Let's say it's the hands. The difference between the North American International Auto Show in January at Detroit's Cobo Center, and Autorama in February at Cobo, is the hands.

The auto show has well-manicured hands, soft hands, hands attached to high-powered executives and numerous public-relations people. The hands of Autorama attendees are cracked and dry, with grease under their fingernails, and those hands know the feel of a cold steel ratchet.

The hands of the workers from Steve Cook Creations in Oklahoma City, Okla., aren't soft. They spent more than six years building the Ridler Award-winning 1956 Ford Convertible dubbed the Suncammer, owned by Bruce and Judy Ricks of Sapulpa, Okla.

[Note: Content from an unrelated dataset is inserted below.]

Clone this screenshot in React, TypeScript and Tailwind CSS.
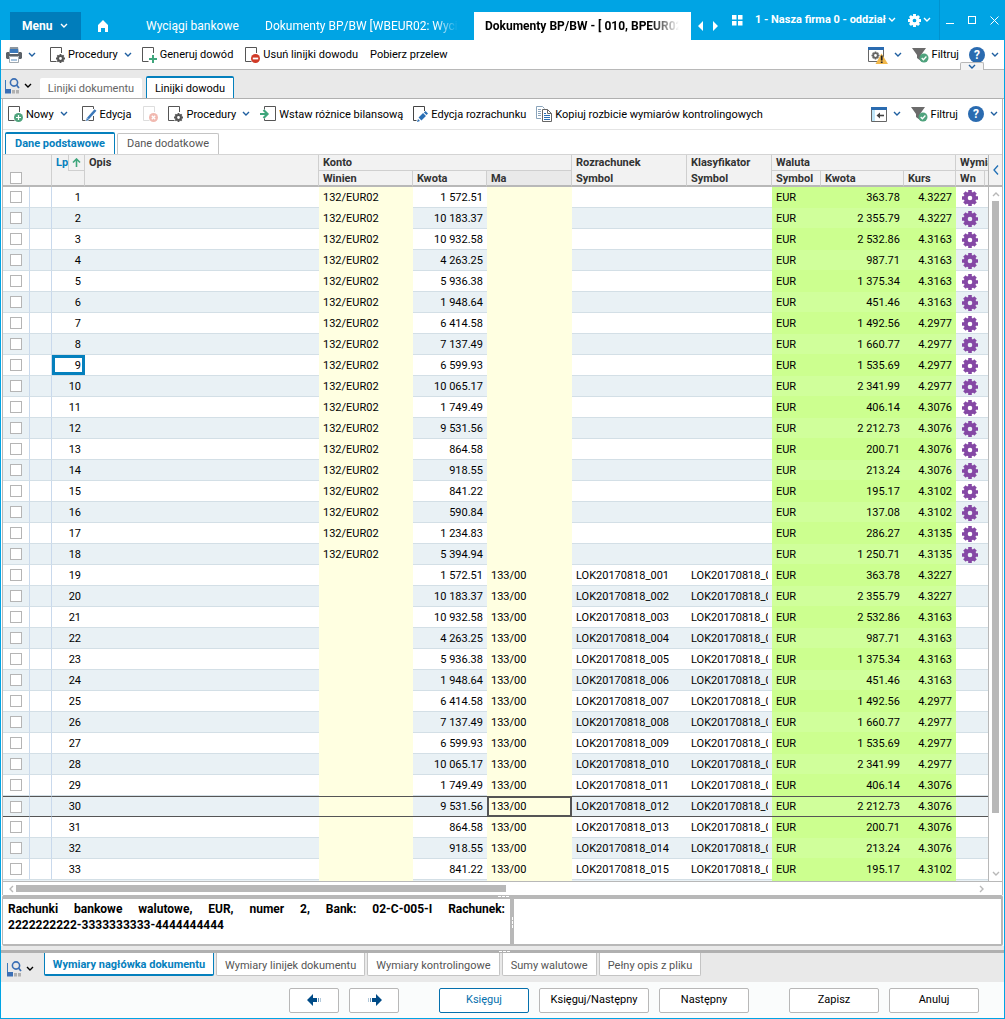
import { ReactNode } from "react";
import clsx from "clsx";

const amounts = [
  ["1 572.51", "363.78", "4.3227"],
  ["10 183.37", "2 355.79", "4.3227"],
  ["10 932.58", "2 532.86", "4.3163"],
  ["4 263.25", "987.71", "4.3163"],
  ["5 936.38", "1 375.34", "4.3163"],
  ["1 948.64", "451.46", "4.3163"],
  ["6 414.58", "1 492.56", "4.2977"],
  ["7 137.49", "1 660.77", "4.2977"],
  ["6 599.93", "1 535.69", "4.2977"],
  ["10 065.17", "2 341.99", "4.2977"],
  ["1 749.49", "406.14", "4.3076"],
  ["9 531.56", "2 212.73", "4.3076"],
  ["864.58", "200.71", "4.3076"],
  ["918.55", "213.24", "4.3076"],
  ["841.22", "195.17", "4.3102"],
  ["590.84", "137.08", "4.3102"],
  ["1 234.83", "286.27", "4.3135"],
  ["5 394.94", "1 250.71", "4.3135"],
];

const rows = Array.from({ length: 33 }, (_, i) => {
  const debit = i < 18;
  const [kwota, waluta, kurs] = amounts[i % 18];
  const symbol = debit ? "" : "LOK20170818_" + String(i - 17).padStart(3, "0");
  return { lp: i + 1, debit, kwota, waluta, kurs, symbol };
});

const Chevron = ({ className = "text-[#1f5fa0]" }: { className?: string }) => (
  <svg width="8" height="6" viewBox="0 0 8 6" fill="none" stroke="currentColor" strokeWidth="1.4" className={clsx("shrink-0", className)}>
    <path d="M1 1l3 3 3-3" />
  </svg>
);

const Gear = ({ size = 16, className }: { size?: number; className?: string }) => (
  <svg width={size} height={size} viewBox="0 0 16 16" fill="none" stroke="currentColor" className={className}>
    <circle cx="8" cy="8" r="4.3" strokeWidth="4" />
    <path strokeWidth="3.6" d="M8 0v3M8 13v3M0 8h3M13 8h3M2.4 2.4l2.2 2.2M11.4 11.4l2.2 2.2M13.6 2.4l-2.2 2.2M4.6 11.4l-2.2 2.2" />
  </svg>
);

const DocIcon = ({ children, stroke = "#555" }: { children?: ReactNode; stroke?: string }) => (
  <svg width="15" height="16" viewBox="0 0 15 16" fill="none" className="shrink-0 overflow-visible">
    <path d="M11.5 6V.5H.5v14h6" stroke={stroke} />
    {children}
  </svg>
);

const DocGear = () => (
  <DocIcon>
    <circle cx="10.5" cy="11.5" r="2.4" stroke="#555" strokeWidth="2" />
    <path stroke="#555" strokeWidth="1.8" d="M10.5 7v2M10.5 14v2M6 11.5h2M13 11.5h2M7.3 8.3l1.4 1.4M12.3 13.3l1.4 1.4M13.7 8.3l-1.4 1.4M8.7 13.3l-1.4 1.4" />
  </DocIcon>
);

const DocPlus = () => (
  <DocIcon>
    <path d="M11 8v8M7 12h8" stroke="#3fa67c" strokeWidth="2" />
  </DocIcon>
);

const DocRemove = () => (
  <DocIcon>
    <circle cx="10.5" cy="11.5" r="4.5" fill="#d13b28" />
    <path d="M7.8 11.5h5.4" stroke="#fff" strokeWidth="1.8" />
  </DocIcon>
);

const DocNew = () => (
  <DocIcon>
    <circle cx="10.5" cy="11.5" r="4.5" fill="#4fa37d" />
    <path d="M10.5 9v5M8 11.5h5" stroke="#fff" strokeWidth="1.2" />
  </DocIcon>
);

const DocDelete = () => (
  <DocIcon stroke="#ddd">
    <circle cx="10.5" cy="11.5" r="4.5" fill="#f1b9b0" />
    <path d="M8.8 9.8l3.4 3.4M12.2 9.8l-3.4 3.4" stroke="#fff" strokeWidth="1.3" />
  </DocIcon>
);

const DocPencil = () => (
  <svg width="15" height="16" viewBox="0 0 15 16" fill="none" className="shrink-0">
    <path d="M11.5 3V.5H.5v14h3M11.5 10v4.5h-5" stroke="#555" />
    <path d="M6 12.5l7.5-8.5" stroke="#3b78b9" strokeWidth="2.6" />
    <path d="M4 15l.8-3.2L7 14z" fill="#3b78b9" />
  </svg>
);

const DocSettle = () => (
  <svg width="15" height="16" viewBox="0 0 15 16" fill="none" className="shrink-0">
    <path d="M11.5 5V.5H.5v14h3" stroke="#444" />
    <path d="M7 13l4.5-4.5" stroke="#2a6fb5" strokeWidth="4" />
    <path d="M12.2 7.8l1.6-1.6" stroke="#2a6fb5" strokeWidth="3.6" />
    <path d="M4 16l1-3L7 15z" fill="#2a6fb5" />
  </svg>
);

const InsertIcon = () => (
  <svg width="16" height="16" viewBox="0 0 16 16" fill="none" className="shrink-0">
    <path d="M4.5 3.5V.5h11v14h-11v-2" stroke="#555" />
    <path d="M0 8h7M3.5 4L7.5 8l-4 4" stroke="#3fa67c" strokeWidth="2.2" />
  </svg>
);

const CopyIcon = () => (
  <svg width="16" height="16" viewBox="0 0 16 16" fill="none" className="shrink-0">
    <path d="M5 12.5H.5V.5h6l2 2M2 3.500h3M2 5.500h3M2 7.500h3M2 9.500h3" stroke="#8aa4bb" />
    <path d="M6.5 3.5h5l4 4v8h-9z" fill="#fff" stroke="#666" />
    <path d="M11.5 3.5v4h4" stroke="#666" />
    <path d="M8 7.500h2M8 9.500h6M8 11.500h6M8 13.500h6" stroke="#2a6fb5" />
  </svg>
);

const PrinterIcon = () => (
  <svg width="16" height="16" viewBox="0 0 16 16" className="shrink-0">
    <path d="M4 0h8l1 6H3z" fill="#8d969e" />
    <path d="M4 2h8v4H4z" fill="#3b78b9" />
    <path d="M1 5h2l1 2h8l1-2h2l1 1v5l-1 1h-2V9H3v3H1l-1-1V6z" fill="#5a6168" />
    <path d="M3.5 9.5h9v6h-9z" fill="#fff" stroke="#a0a8af" />
    <path d="M5 12h6v2H5z" fill="#a9c4de" />
  </svg>
);

const FilterIcon = () => (
  <svg width="17" height="16" viewBox="0 0 17 16" fill="none" className="shrink-0">
    <path d="M0 1h14L9 8v6l-4-3V8z" fill="#6b6b6b" />
    <circle cx="12" cy="11" r="4.5" fill="#4fa37d" />
    <path d="M9.7 11l1.7 1.7 3-3.2" stroke="#fff" strokeWidth="1.3" />
  </svg>
);

const HelpIcon = () => (
  <span className="flex size-4 shrink-0 items-center justify-center rounded-full bg-[#2a6bb0] text-xs font-bold text-white">?</span>
);

const ReportIcon = () => (
  <svg width="20" height="18" viewBox="0 0 20 18" fill="none" className="shrink-0">
    <path d="M.5 1.5h15v14H.5z" stroke="#666" fill="#fff" />
    <path d="M0 1h16v3H0z" fill="#2a6bb0" />
    <circle cx="7.5" cy="9.5" r="2.3" stroke="#666" strokeWidth="1.8" />
    <path stroke="#666" strokeWidth="1.6" d="M7.5 5.5V7M7.5 12v1.5M3.5 9.5H5M10 9.5h1.5M4.7 6.7l1 1M9.3 11.3l1 1M10.3 6.7l-1 1M5.7 11.3l-1 1" />
    <path d="M13.5 7.5L20 18H7.5z" fill="#f2b84b" />
    <path d="M13.7 9.5v5M13.7 15.5V17" stroke="#222" strokeWidth="1.8" />
  </svg>
);

const PaneIcon = () => (
  <svg width="16" height="15" viewBox="0 0 16 15" fill="none" className="shrink-0">
    <path d="M.5 1.5h15v13H.5z" stroke="#666" fill="#fff" />
    <path d="M1 3h3v11H1z" fill="#bfe6f8" />
    <path d="M0 0h16v3H0z" fill="#2a6bb0" />
    <path d="M7 8.5h6" stroke="#444" strokeWidth="1.6" />
    <path d="M9 5.5v6l-3.500-3z" fill="#444" />
  </svg>
);

const ViewIcon = () => (
  <svg width="15" height="16" viewBox="0 0 15 16" fill="none" className="shrink-0">
    <path d="M.5 2v13" stroke="#3b78b9" />
    <path d="M0 11h6v4.500H0z" fill="#3b6fb5" />
    <path d="M7 12h3v3.500H7zM11 12h3v3.500h-3z" fill="#b0b0b0" />
    <circle cx="9" cy="4.5" r="3.6" stroke="#3b6fb5" strokeWidth="1.6" />
    <path d="M11.5 7l2.5 3" stroke="#3b6fb5" strokeWidth="1.8" />
  </svg>
);

const Arrow = () => (
  <svg width="15" height="12" viewBox="0 0 15 12" fill="#004b87">
    <path d="M0 6l6-6v4h4v4H6v4z" />
    <path d="M11 4h1v4h-1z" opacity=".6" />
    <path d="M13 4h1v4h-1z" opacity=".3" />
  </svg>
);

const Grip = ({ className }: { className?: string }) => (
  <svg width="11" height="1" viewBox="0 0 11 1" fill="#fff" className={className}>
    <path d="M0 0h3v1H0zM4 0h3v1H4zM8 0h3v1H8z" />
  </svg>
);

const ToolButton = ({ icon, label, menu, className }: { icon?: ReactNode; label?: string; menu?: boolean; className?: string }) => (
  <button type="button" className={clsx("flex items-center whitespace-nowrap", className)}>
    {icon}
    {label && <span className={clsx("pt-0.5", icon && "ml-[3px]")}>{label}</span>}
    {menu && <Chevron className="ml-1.5 text-[#1f5fa0]" />}
  </button>
);

const Check = ({ label }: { label: string }) => (
  <input type="checkbox" aria-label={label} className="block size-3 appearance-none border border-[#b5b5b5] bg-white" />
);

const Th = ({ children, span, group, last, className }: { children?: ReactNode; span?: number; group?: boolean; last?: boolean; className?: string }) => (
  <th
    colSpan={span}
    className={clsx(
      "h-4 overflow-hidden border-r border-[#cfcfcf] p-0 pt-0.5 pl-1 text-left align-top leading-3 font-bold whitespace-nowrap",
      group && "border-b",
      last && "border-b-2 border-b-[#b8b8b8]",
      className,
    )}
  >
    {children}
  </th>
);

const GridTable = () => (
  <table className="w-full table-fixed border-separate border-spacing-0 text-[11px]">
    <colgroup>
      <col className="w-[27px]" />
      <col className="w-[22px]" />
      <col className="w-[33px]" />
      <col />
      <col className="w-[94px]" />
      <col className="w-[74px]" />
      <col className="w-[85px]" />
      <col className="w-[115px]" />
      <col className="w-[85px]" />
      <col className="w-[49px]" />
      <col className="w-[83px]" />
      <col className="w-[52px]" />
      <col className="w-[29px]" />
      <col className="w-[3px]" />
    </colgroup>
    <thead className="bg-[#f2f2f2] text-[#333]">
      <tr>
        <th colSpan={2} rowSpan={2} className="border-r border-b-2 border-r-[#cfcfcf] border-b-[#b8b8b8] p-0 pb-px pl-[7px] align-bottom">
          <Check label="Zaznacz wszystkie" />
        </th>
        <th rowSpan={2} className="border-r border-b-2 border-r-[#cfcfcf] border-b-[#b8b8b8] p-0 align-top">
          <div className="flex h-4 items-center justify-between text-[#0580bd]">
            <span className="pl-1">Lp</span>
            <span className="flex size-4 items-center justify-center border-b border-l border-[#cfcfcf]">
              <svg width="9" height="9" viewBox="0 0 9 9" fill="none" stroke="#3fa67c" strokeWidth="1.6">
                <path d="M4.5 9V1M1 4.500L4.500 1 8 4.500" />
              </svg>
            </span>
          </div>
        </th>
        <th rowSpan={2} className="border-r border-b-2 border-r-[#cfcfcf] border-b-[#b8b8b8] p-0 pt-0.5 pl-1 text-left align-top leading-3">
          Opis
        </th>
        <Th span={3} group>Konto</Th>
        <Th>Rozrachunek</Th>
        <Th>Klasyfikator</Th>
        <Th span={3} group>Waluta</Th>
        <Th span={2} group className="border-r-0">Wymiary</Th>
      </tr>
      <tr>
        <Th last>Winien</Th>
        <Th last>Kwota</Th>
        <Th last className="bg-[#e9e9e9]">Ma</Th>
        <Th last>Symbol</Th>
        <Th last>Symbol</Th>
        <Th last>Symbol</Th>
        <Th last>Kwota</Th>
        <Th last>Kurs</Th>
        <Th last>Wn</Th>
        <Th last className="border-r-0" />
      </tr>
    </thead>
    <tbody>
      {rows.map((r) => {
        const current = r.lp === 30;
        const even = r.lp % 2 === 0;
        const pad = current ? "pt-px" : "pt-0.5";
        const line = current ? "border-y border-[#555]" : "border-b border-[#d3dfe6]";
        const yellow = current ? "border-y border-[#555] bg-[#ffffe1]" : "border-b border-[#ffffe1] bg-[#ffffe1]";
        const green = current
          ? "border-y border-[#555] bg-[#d0ff9b]"
          : even
            ? "border-b border-[#ccff8f] bg-[#d0ff9b]"
            : "border-b border-[#ccff8f] bg-[#ccff8f]";
        return (
          <tr key={r.lp} className={clsx("h-[21px] leading-[18px] whitespace-nowrap", even ? "bg-[#e9f1f5]" : "bg-white")}>
            <td className={clsx("border-r border-r-[#c9d9ec] p-0 pl-[7px]", line)}>
              <Check label={"Wiersz " + r.lp} />
            </td>
            <td className={clsx("border-r border-r-[#c9d9ec] p-0", line)} />
            <td className={clsx("p-0 text-right", line)}>
              <div className={clsx("pr-1", pad, r.lp === 9 && "outline-3 -outline-offset-3 outline-[#0580bd]")}>{r.lp}</div>
            </td>
            <td className={clsx("p-0", line)} />
            <td className={clsx("p-0 pl-1", pad, yellow)}>{r.debit && "132/EUR02"}</td>
            <td className={clsx("p-0 pr-1 text-right", pad, line)}>{r.kwota}</td>
            <td className={clsx("p-0 pl-1", pad, yellow, current && "outline-2 -outline-offset-2 outline-[#555]")}>{!r.debit && "133/00"}</td>
            <td className={clsx("p-0 pl-1", pad, line)}>{r.symbol}</td>
            <td className={clsx("p-0 px-1", pad, line)}>
              <div className="overflow-hidden">{r.symbol}</div>
            </td>
            <td className={clsx("p-0 pl-1", pad, green)}>EUR</td>
            <td className={clsx("p-0 pr-1 text-right", pad, green)}>{r.waluta}</td>
            <td className={clsx("p-0 pr-1 text-right", pad, green)}>{r.kurs}</td>
            <td className={clsx("p-0 pl-1.5", pad, line)}>{r.debit && <Gear className="block text-[#8548a5]" />}</td>
            <td className={clsx("p-0", line)} />
          </tr>
        );
      })}
      {/* top edge of the next row */}
      <tr className="h-px bg-[#e9f1f5]">
        <td colSpan={4} className="p-0" />
        <td className="bg-[#ffffe1] p-0" />
        <td className="p-0" />
        <td className="bg-[#ffffe1] p-0" />
        <td colSpan={2} className="p-0" />
        <td colSpan={3} className="bg-[#ccff8f] p-0" />
        <td colSpan={2} className="p-0" />
      </tr>
    </tbody>
  </table>
);

const TopBar = () => (
  <header className="flex h-10 items-end bg-[#00a4e4] text-xs text-white">
    <button type="button" className="ml-2.5 flex h-7 w-[71px] shrink-0 items-center bg-[#007dbb] pl-3 font-bold">
      Menu
      <Chevron className="ml-2 text-white" />
    </button>
    <a href="#" aria-label="Start" className="ml-4 flex h-7 w-[49px] shrink-0 items-center">
      <svg width="12" height="12" viewBox="0 0 12 12" fill="#fff">
        <path d="M6 0l5 5v7H8V8H4v4H1V5z" />
      </svg>
    </a>
    <a href="#" className="w-[119px] shrink-0 leading-7 whitespace-nowrap">Wyciągi bankowe</a>
    <a href="#" className="w-[193px] shrink-0 overflow-hidden mask-r-from-[170px] mask-r-to-full leading-7 whitespace-nowrap">
      Dokumenty BP/BW [WBEUR02: Wyciągi]
    </a>
    <a href="#" className="ml-4 h-7 w-[217px] shrink-0 bg-white pr-3 pl-[11px] leading-7 text-black">
      <span className="block overflow-hidden mask-r-from-85% mask-r-to-100% font-bold whitespace-nowrap">Dokumenty BP/BW - [ 010, BPEUR02 ]</span>
    </a>
    <div className="flex h-7 items-center pl-1.5">
      <svg width="22" height="10" viewBox="0 0 22 10" fill="#fff">
        <path d="M6 0v10L1 5zM16 0v10l5-5z" />
      </svg>
    </div>
    <div className="ml-auto flex h-10 shrink-0 items-center">
      <svg width="11" height="11" viewBox="0 0 11 11" fill="#fff" className="mr-3">
        <path d="M0 0h4.500v4.500H0zM6 0h4.500v4.500H6zM0 6h4.500v4.500H0zM6 6h4.500v4.500H6z" />
      </svg>
      <button type="button" className="flex items-center gap-0.5 text-[11px] font-bold whitespace-nowrap">
        1 - Nasza firma 0 - oddział
        <Chevron className="text-white" />
      </button>
      <button type="button" aria-label="Ustawienia" className="ml-3 flex items-center gap-0.5">
        <Gear size={13} />
        <Chevron className="text-white" />
      </button>
      <div className="ml-2 flex h-10 items-center gap-3.5 border-l border-[#0093d0] px-1.5 text-white">
        <button type="button" aria-label="Minimalizuj" className="h-2 w-2 border-b border-white" />
        <button type="button" aria-label="Maksymalizuj" className="size-2 border border-white" />
        <button type="button" aria-label="Zamknij">
          <svg width="9" height="9" viewBox="0 0 9 9" stroke="#fff">
            <path d="M.5.5l8 8M8.5.5l-8 8" />
          </svg>
        </button>
      </div>
    </div>
  </header>
);

const bottomTabs = ["Wymiary linijek dokumentu", "Wymiary kontrolingowe", "Sumy walutowe", "Pełny opis z pliku"];
const footerButton = "h-[25px] w-[90px] rounded-xs border border-[#b8b8b8] bg-white pt-px";

export default function App() {
  return (
    <div className="border-x border-b border-[#00a4e4] bg-white font-[Roboto,sans-serif] text-[11px] text-black">
      <div className="-mx-px">
        <TopBar />
      </div>
      <div className="relative flex h-[30px] items-center border-b border-[#b8b8b8] px-[5px]">
        <ToolButton icon={<PrinterIcon />} menu />
        <ToolButton icon={<DocGear />} label="Procedury" menu className="ml-3.5" />
        <ToolButton icon={<DocPlus />} label="Generuj dowód" className="ml-2.5" />
        <ToolButton icon={<DocRemove />} label="Usuń linijki dowodu" className="ml-3" />
        <ToolButton label="Pobierz przelew" className="ml-3" />
        <ToolButton icon={<ReportIcon />} menu className="ml-auto" />
        <ToolButton icon={<FilterIcon />} label="Filtruj" className="ml-2.5" />
        <ToolButton icon={<HelpIcon />} menu className="ml-2.5" />
        <button type="button" aria-label="Zwiń" className="absolute right-5 -bottom-px flex h-2 w-6 items-center justify-center rounded-t-xs border border-b-0 border-[#b8b8b8] bg-[#f4f4f4]">
          <Chevron />
        </button>
      </div>
      <div className="flex h-[29px] items-end border-b border-[#b0b0b0] bg-[#e9e9e9] pl-1">
        <button type="button" aria-label="Widok" className="mr-2 mb-1 flex items-center gap-1">
          <ViewIcon />
          <Chevron className="text-black" />
        </button>
        <button type="button" className="mr-1 h-5 w-[102px] rounded-t-xs bg-white pt-0.5 text-[#666]">Linijki dokumentu</button>
        <button type="button" className="h-[22px] w-[88px] rounded-t-xs border border-t-2 border-b-0 border-[#0580bd] bg-white pt-0.5">Linijki dowodu</button>
      </div>
      <div className="mx-px border-x border-[#b8b8b8]">
        <div className="flex h-[31px] items-center border-b border-[#e4e4e4] pr-1 pl-[5px]">
          <ToolButton icon={<DocNew />} label="Nowy" menu />
          <ToolButton icon={<DocPencil />} label="Edycja" className="ml-3.5" />
          <ToolButton icon={<DocDelete />} className="ml-3" />
          <ToolButton icon={<DocGear />} label="Procedury" menu className="ml-2.5" />
          <ToolButton icon={<InsertIcon />} label="Wstaw różnice bilansową" className="ml-2.5" />
          <ToolButton icon={<DocSettle />} label="Edycja rozrachunku" className="ml-2.5" />
          <ToolButton icon={<CopyIcon />} label="Kopiuj rozbicie wymiarów kontrolingowych" className="ml-2.5" />
          <ToolButton icon={<PaneIcon />} menu className="ml-auto" />
          <ToolButton icon={<FilterIcon />} label="Filtruj" className="ml-2.5" />
          <ToolButton icon={<HelpIcon />} menu className="ml-2.5" />
        </div>
        <div className="flex h-6 items-end gap-0.5 pl-0.5">
          <button type="button" className="h-[22px] w-[110px] rounded-t-xs border border-t-2 border-b-0 border-[#0580bd] bg-white font-bold text-[#0580bd]">Dane podstawowe</button>
          <button type="button" className="h-[21px] w-[102px] rounded-t-xs border border-b-0 border-[#c4c4c4] text-[#555]">Dane dodatkowe</button>
        </div>
        <div className="flex border-y border-t-[#d4d4d4] border-b-[#b8b8b8]">
          <div className="min-w-0 flex-1 border-r border-[#b8b8b8]">
            <GridTable />
          </div>
          <div className="flex w-[13px] flex-col items-center">
            <button type="button" aria-label="Pokaż panel" className="flex h-8 w-full items-center justify-center border-b-2 border-[#b8b8b8] bg-[#f2f2f2]">
              <svg width="6" height="10" viewBox="0 0 6 10" fill="none" stroke="#1f6fb5" strokeWidth="1.3">
                <path d="M5 .5L1 5l4 4.500" />
              </svg>
            </button>
            <Chevron className="my-1 rotate-180 text-[#b8b8b8]" />
            <div className="h-[612px] w-[7px] bg-[#b8b8b8]" />
            <Chevron className="mt-auto mb-1 text-[#b8b8b8]" />
          </div>
        </div>
        <div className="flex h-[13px] items-center pr-4 pl-1 text-[#b8b8b8]">
          <Chevron className="mr-px rotate-90" />
          <div className="h-[7px] w-1/2 bg-[#b8b8b8]" />
          <Chevron className="ml-auto -rotate-90" />
        </div>
      </div>
      <div className="relative mx-px flex h-[51px] rounded-xs border-t-4 border-r-2 border-b-2 border-l border-[#b8b8b8]">
        <Grip className="absolute -top-[3px] left-1/2 -ml-1" />
        <p className="relative w-[511px] shrink-0 border-r-4 border-[#b8b8b8] px-[5px] pt-0.5 text-justify text-xs leading-4 font-bold">
          Rachunki bankowe walutowe, EUR, numer 2, Bank: 02-C-005-I Rachunek:{" "}
          <span className="whitespace-nowrap">2222222222-3333333333-4444444444</span>
          <Grip className="absolute top-1/2 -right-2 rotate-90" />
        </p>
      </div>
      <div className="bg-[#e9e9e9] pt-1">
        <div className="relative flex h-8 items-start border-t-3 border-[#b0b0b0] pl-1.5 text-[#555]">
          <Grip className="absolute -top-0.5 left-1/2 -ml-1" />
          <button type="button" aria-label="Widok dolny" className="mt-2 mr-2.5 flex items-center gap-1">
            <ViewIcon />
            <Chevron className="text-black" />
          </button>
          <button type="button" className="mr-0.5 h-[23px] w-[170px] rounded-b-xs border border-t-0 border-b-2 border-[#0580bd] bg-white pt-1 font-bold text-[#0580bd]">
            Wymiary nagłówka dokumentu
          </button>
          {bottomTabs.map((tab) => (
            <button key={tab} type="button" className="mr-0.5 h-[23px] rounded-b-xs border border-t-0 border-[#c4c4c4] bg-white px-2 pt-1">
              {tab}
            </button>
          ))}
        </div>
      </div>
      <footer className="flex h-9 items-center justify-end gap-2.5 bg-[#fafcfc] pr-[25px]">
        <button type="button" aria-label="Poprzedni" className="flex h-[25px] w-[50px] items-center justify-center rounded-xs border border-[#b8b8b8] bg-white">
          <Arrow />
        </button>
        <button type="button" aria-label="Dalej" className="mr-[30px] flex h-[25px] w-[50px] items-center justify-center rounded-xs border border-[#b8b8b8] bg-white">
          <span className="rotate-180">
            <Arrow />
          </span>
        </button>
        <button type="button" className="h-[25px] w-[90px] rounded-xs border border-[#0570ad] bg-white pt-px text-[#0570ad]">Księguj</button>
        <button type="button" className="h-[25px] w-[110px] rounded-xs border border-[#b8b8b8] bg-white pt-px">Księguj/Następny</button>
        <button type="button" className={clsx(footerButton, "mr-[30px]")}>Następny</button>
        <button type="button" className={footerButton}>Zapisz</button>
        <button type="button" className={footerButton}>Anuluj</button>
      </footer>
    </div>
  );
}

The Ridler Award is the top honor at the Detroit Autorama, and is regarded as the top hot-rod award in the United States. It's given to the best car--regardless of class--as long as Autorama is the first time the car has been shown to the public.

The Suncammer gets its name from the '56 Ford Fairlane Sunliner donor car and the Ford 427 SOHC engine, known as the Cammer.

Sitting atop the Cammer engine, which was dyno tested at more than 600 hp, are two Ford Autolite four-barrel carburetors and attached is a Tremec TKO-500 transmission and a Tiger Quickchange rear axle.

“It was built to drive,” Bruce Ricks said after winning the award. “That's why we put the big, bad motor in it.”

The soft-top convertible Suncammer is the Ricks' fourth entry into the Detroit Autorama and their first year in the Great 8--the top eight cars at the show as chosen by the judges. The Ridler winner is selected from the Great 8.

When Bruce Ricks found the car, it was in bad shape. “The floors were nearly gone, the chassis was awful,” he said. “But we didn't care. We were looking for a car to build.”

Ricks' team slept in two and three hour shifts in the weeks prior to the show. They sectioned and channeled the body, pancaked the hood, slumped and repeaked the fenders, leaned the A-pillar and donated the elbow grease.

The Ricks's car beat a tough field this year. Some of the other Great 8 finalists included Bruce and Toni Milyard's champagne-colored 1962 Corvette, Jim Marciniak's 1963 Buick Riviera and Kenneth Tallent's 1940 Ford called Copperhead.

All of the finalists paid their share of sweat equity to compete for the 59th Ridler Award. They paid in busted knuckles and dirty fingernails. And they did it without millions of manufacturer dollars, though you wouldn't know it to look at the cars. It's the hands that tell the story.